Ensuite, le harcèlement sexuel en tant que manifestation d’un désir est forcément le signe d’un manque. Car celui qui ne manque de rien ne peut rien désirer. Cependant, tous les désirs n’expriment pas un manque dans le sens d’un vide profond à combler. Le désir peut être l’expression d’une énergie débordante, à la recherche d’un accomplissement plus grand. En ce sens, le harceleur peut être une personne en quête d’amour manqué, ce qui fait de lui une personnalité amputée et donc fragile. Le harceleur, avant d’être harceleur, est d’abord un être humain ; donc un être de désir et, quand même, il se fait l’illusion d’avoir conscience de ce qu’il veut, il ne le sait toujours ou presque jamais. Il a une source insoupçonnable que le harceleur ne peut pas être en mesure de révéler clairement. Par ailleurs, cette gangrène sociale qu’est le harcèlement a ses racines dans la société elle-même Il s’agit en effet, d’une faiblesse inhérente à la nature humaine et liée aux péripéties de la vie en société, sources de dérangements psychologiques. Le harcèlement en tant que violence est une force faible. La nature humaine en elle-même est une énigme. « L’histoire des hommes, c’est leur lutte entre leur nature passionnée et leur dimension rationnelle. Chez certains d’entre eux, nous pouvons constater qu’une des deux faces prédomine sur l’autre sans toutefois l’éclipser totalement » pense Louis Samson.

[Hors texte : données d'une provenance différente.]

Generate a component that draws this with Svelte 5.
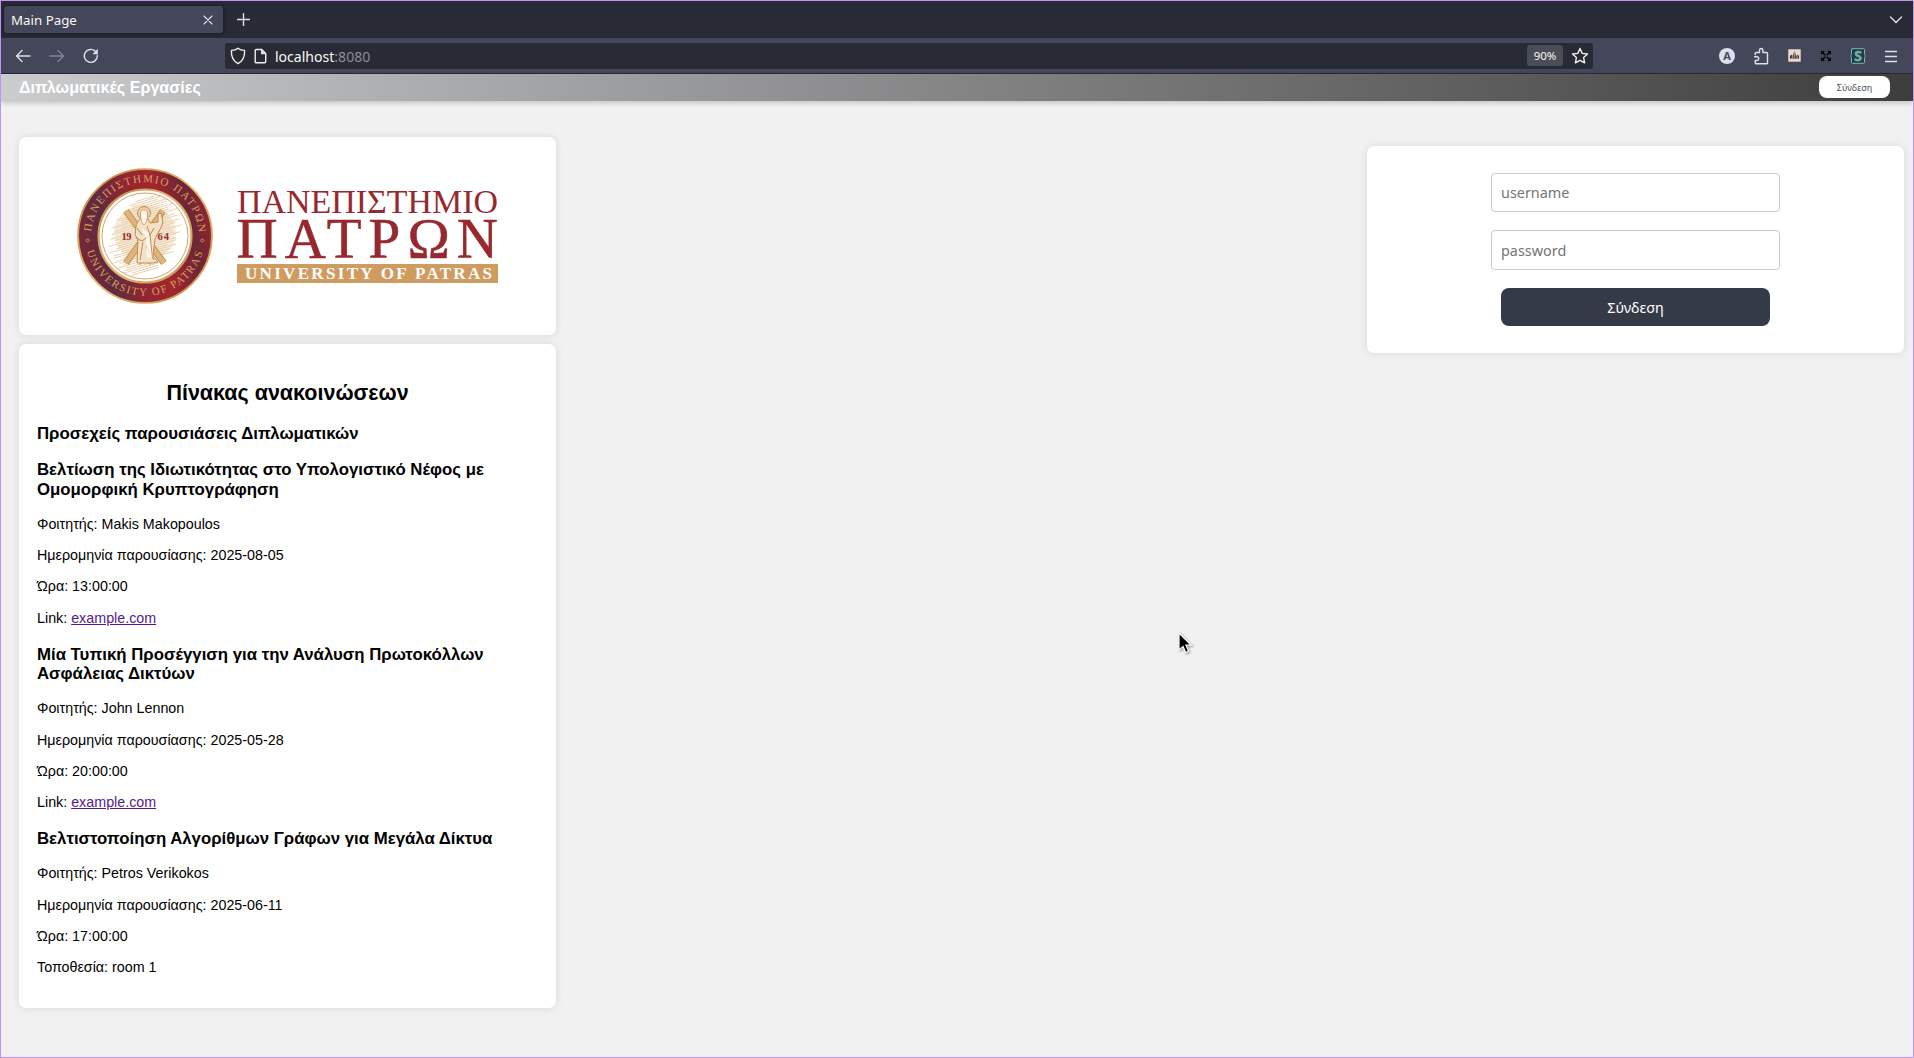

Mais les êtres humains que nous sommes, doivent-ils laisser l’instinct prendre le pas sur leur raison ?
A mon avis, c’est dangereux pour l’humain de donner libre cours aux instincts grégaires car la dignité de l’homme réside dans la résistance raisonnable aux passions inutiles pour lui-même et nuisibles pour autrui.
Rien ne doit limiter la femme dans sa prise sur le monde. C’est pourquoi, il faut dénoncer et rompre avec la hiérarchisation sociale des sexes qui crée un complexe de supériorité ou d’infériorité, faisant du sexe masculin le tout puissant qui peut décider et agir au nom du sexe féminin et s’en servir comme un objet de plaisir.
Je clos mes propos par cette maxime kantienne :
« Agis toujours de telle sorte que tu traites l’humanité, en ta personne et en la personne d’autrui, comme une fin et jamais comme un moyen ».